To try to offset that potential reduction of the superannuation fund, Super SA proposes to engage in a strategy of trying to move people back into the Triple S scheme—perhaps we could call them dormant Triple S accounts; perhaps at one point they were a member of the Public Service and they moved on to a different employer—and encouraging them to move their current superannuation arrangements outside of Triple S and consolidate them within Triple S. I am told by Super SA that it is hoped that this choice of fund manoeuvre will have some offsetting benefit to the loss of members and fund balances.
Perhaps with that move of becoming almost a partially open scheme, if we could call it that, where Super SA is able to compete in a very limited way for accounts to be moved or accounts to be re-enlivened within Triple S, moving funds from outside the scheme into the scheme might also enliven the interest of the commonwealth. Perhaps for the commonwealth that has for so long, particularly under conservative federal governments, sought to have these tax-exempt constitutional protection arrangements removed for South Australia, this might also prove enough of an incentive for them to look at doing this.
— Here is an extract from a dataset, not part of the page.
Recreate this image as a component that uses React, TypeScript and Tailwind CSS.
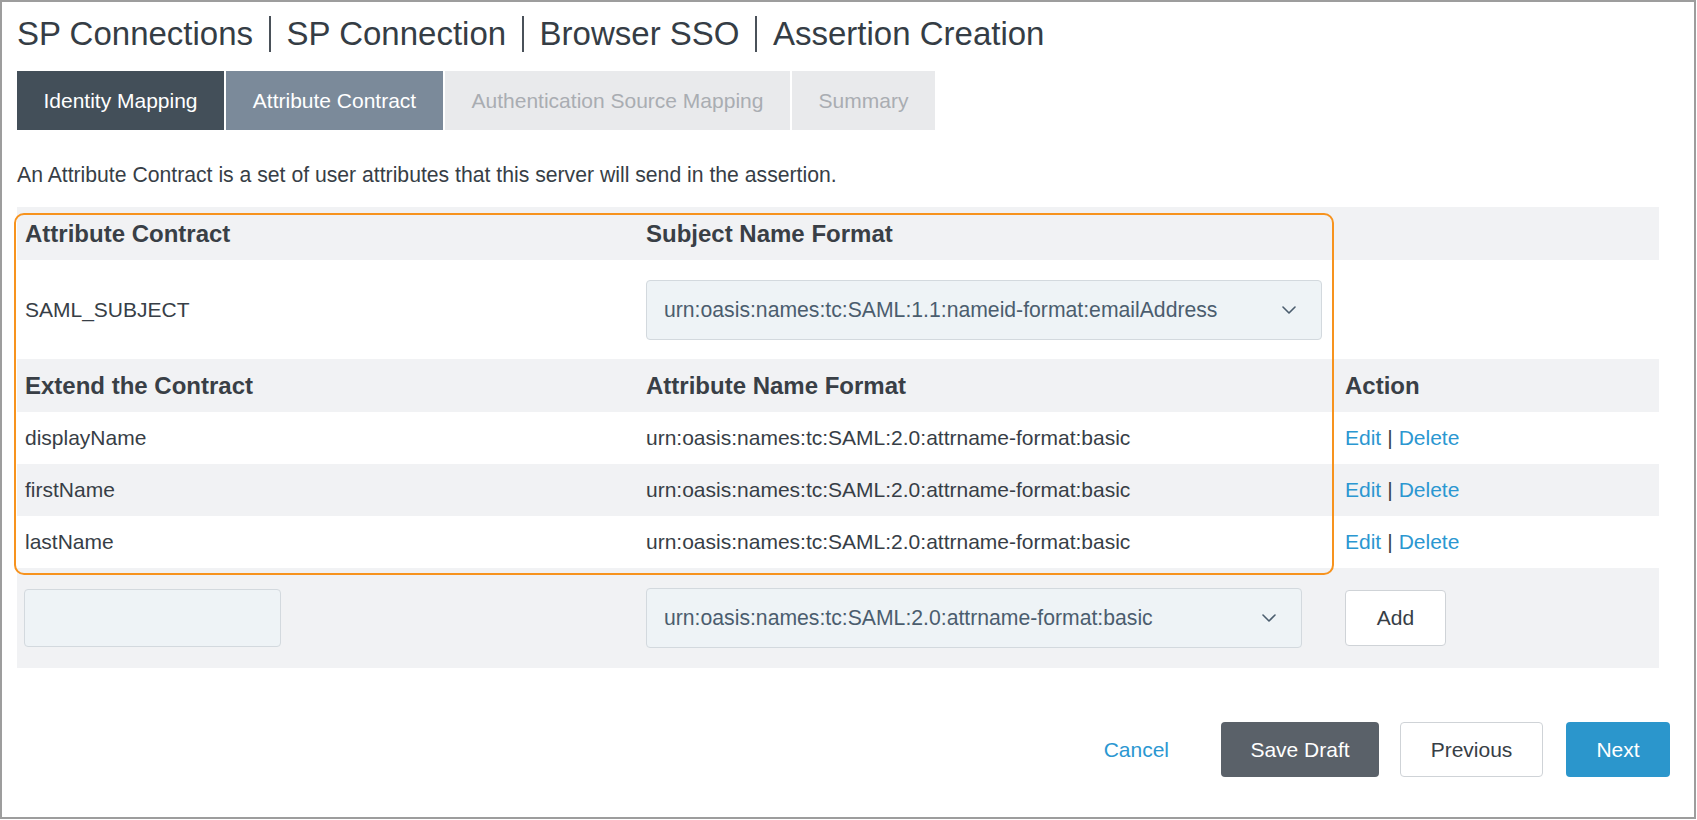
import React from 'react';

const font = { fontFamily: '"Liberation Sans", Arial, sans-serif' };

const attributes = ['displayName', 'firstName', 'lastName'];
const basicFormat = 'urn:oasis:names:tc:SAML:2.0:attrname-format:basic';

function Chevron() {
  return (
    <svg width="14" height="8" viewBox="0 0 14 8" fill="none" className="shrink-0">
      <path d="M1 1l6 6 6-6" stroke="#4b5d6e" strokeWidth="1.6" strokeLinecap="round" strokeLinejoin="round" />
    </svg>
  );
}

function Select({ value, width }: { value: string; width: string }) {
  return (
    <div
      className={`${width} h-[60px] flex items-center justify-between pl-[17px] pr-[25px] bg-[#eef3f6] border border-[#d3d9de] rounded-[4px] text-[21.2px] text-[#4b5d6e]`}
    >
      <span>{value}</span>
      <Chevron />
    </div>
  );
}

export default function App() {
  const tabs = [
    { label: 'Identity Mapping', cls: 'w-[207px] bg-[#434f59] text-white' },
    { label: 'Attribute Contract', cls: 'w-[217px] bg-[#7b8a9a] text-white' },
    { label: 'Authentication Source Mapping', cls: 'w-[345px] bg-[#e9eaec] text-[#a9adb2]' },
    { label: 'Summary', cls: 'w-[143px] bg-[#e9eaec] text-[#a9adb2]' },
  ];
  const titles = ['SP Connections', 'SP Connection', 'Browser SSO', 'Assertion Creation'];

  return (
    <div className="w-[1697px] h-[820px] bg-white text-[21px] text-[#373e46]" style={font}>
      <div className="w-[1696px] h-[819px] border-2 border-[#9d9d9d] flex flex-col pl-[15px] pr-[24px]">
        {/* Title */}
        <h1 className="flex items-center h-[40px] mt-[12px] text-[33px] text-[#353d45]">
          {titles.map((t, i) => (
            <React.Fragment key={t}>
              {i > 0 && <span className="mx-[16px] w-[1.5px] h-[36px] bg-[#4a5159]" />}
              <span>{t}</span>
            </React.Fragment>
          ))}
        </h1>

        {/* Tabs */}
        <div className="flex gap-[2px] mt-[17px] h-[59px]">
          {tabs.map((t) => (
            <div key={t.label} className={`flex items-center justify-center ${t.cls}`}>
              {t.label}
            </div>
          ))}
        </div>

        <p className="mt-[33px] h-[24px] leading-[24px] text-[21.2px]">
          An Attribute Contract is a set of user attributes that this server will send in the assertion.
        </p>

        {/* Table */}
        <div className="relative mt-[20px] w-[1642px]">
          <div className="grid grid-cols-[629px_699px_1fr] h-[53px] items-center bg-[#f1f2f4] font-bold text-[24px] text-[#393f46]">
            <div className="pl-[8px]">Attribute Contract</div>
            <div>Subject Name Format</div>
            <div />
          </div>
          <div className="grid grid-cols-[629px_699px_1fr] h-[99px] items-center bg-white">
            <div className="pl-[8px]">SAML_SUBJECT</div>
            <div>
              <Select value="urn:oasis:names:tc:SAML:1.1:nameid-format:emailAddress" width="w-[676px]" />
            </div>
            <div />
          </div>
          <div className="grid grid-cols-[629px_699px_1fr] h-[53px] items-center bg-[#f1f2f4] font-bold text-[24px] text-[#393f46]">
            <div className="pl-[8px]">Extend the Contract</div>
            <div>Attribute Name Format</div>
            <div>Action</div>
          </div>
          {attributes.map((a, i) => (
            <div
              key={a}
              className={`grid grid-cols-[629px_699px_1fr] h-[52px] items-center ${i % 2 === 1 ? 'bg-[#f1f2f4]' : 'bg-white'}`}
            >
              <div className="pl-[8px]">{a}</div>
              <div>{basicFormat}</div>
              <div className="flex items-center gap-[6px]">
                <span className="text-[#2b97d1]">Edit</span>
                <span className="text-[#3a4048]">|</span>
                <span className="text-[#2b97d1]">Delete</span>
              </div>
            </div>
          ))}
          <div className="grid grid-cols-[629px_699px_1fr] h-[100px] items-center bg-[#f1f2f4]">
            <div className="pl-[7px]">
              <div className="w-[257px] h-[58px] bg-[#eef3f6] border border-[#d3d9de] rounded-[4px]" />
            </div>
            <div>
              <Select value={basicFormat} width="w-[656px]" />
            </div>
            <div>
              <button className="w-[101px] h-[56px] bg-white border border-[#cfd3d7] rounded-[4px] text-[#373e46]">
                Add
              </button>
            </div>
          </div>

          {/* highlight annotation */}
          <div className="absolute left-[-3px] top-[6px] w-[1320px] h-[362px] border-2 border-[#f7931e] rounded-[10px] pointer-events-none" />
        </div>

        {/* Footer */}
        <div className="flex items-center justify-end mt-[54px] h-[55px]">
          <span className="text-[#2b97d1] mr-[52px]">Cancel</span>
          <button className="w-[158px] h-[55px] bg-[#5a6169] text-white rounded-[4px]">Save Draft</button>
          <button className="ml-[21px] w-[143px] h-[55px] bg-white border border-[#cfd3d7] text-[#373e46] rounded-[4px]">
            Previous
          </button>
          <button className="ml-[23px] w-[104px] h-[55px] bg-[#2b96cc] text-white rounded-[4px]">Next</button>
        </div>
      </div>
    </div>
  );
}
This bill also proposes—perhaps not a central idea necessary to implement a choice of fund regime—to allow the Super SA Board to be responsible for the employment of staff within Super SA, including the chief executive, rather than the current regime which effectively sees those people employed by virtue of the Treasurer and the Department of Treasury and Finance. They are the three main elements of this bill. Given the hour, perhaps I might suggest to the house that I have leave to continue to my remarks at the next appropriate opportunity.
Leave granted; debate adjourned.
At 17:59 the house adjourned until Wednesday 2 December 2020 at 10:30.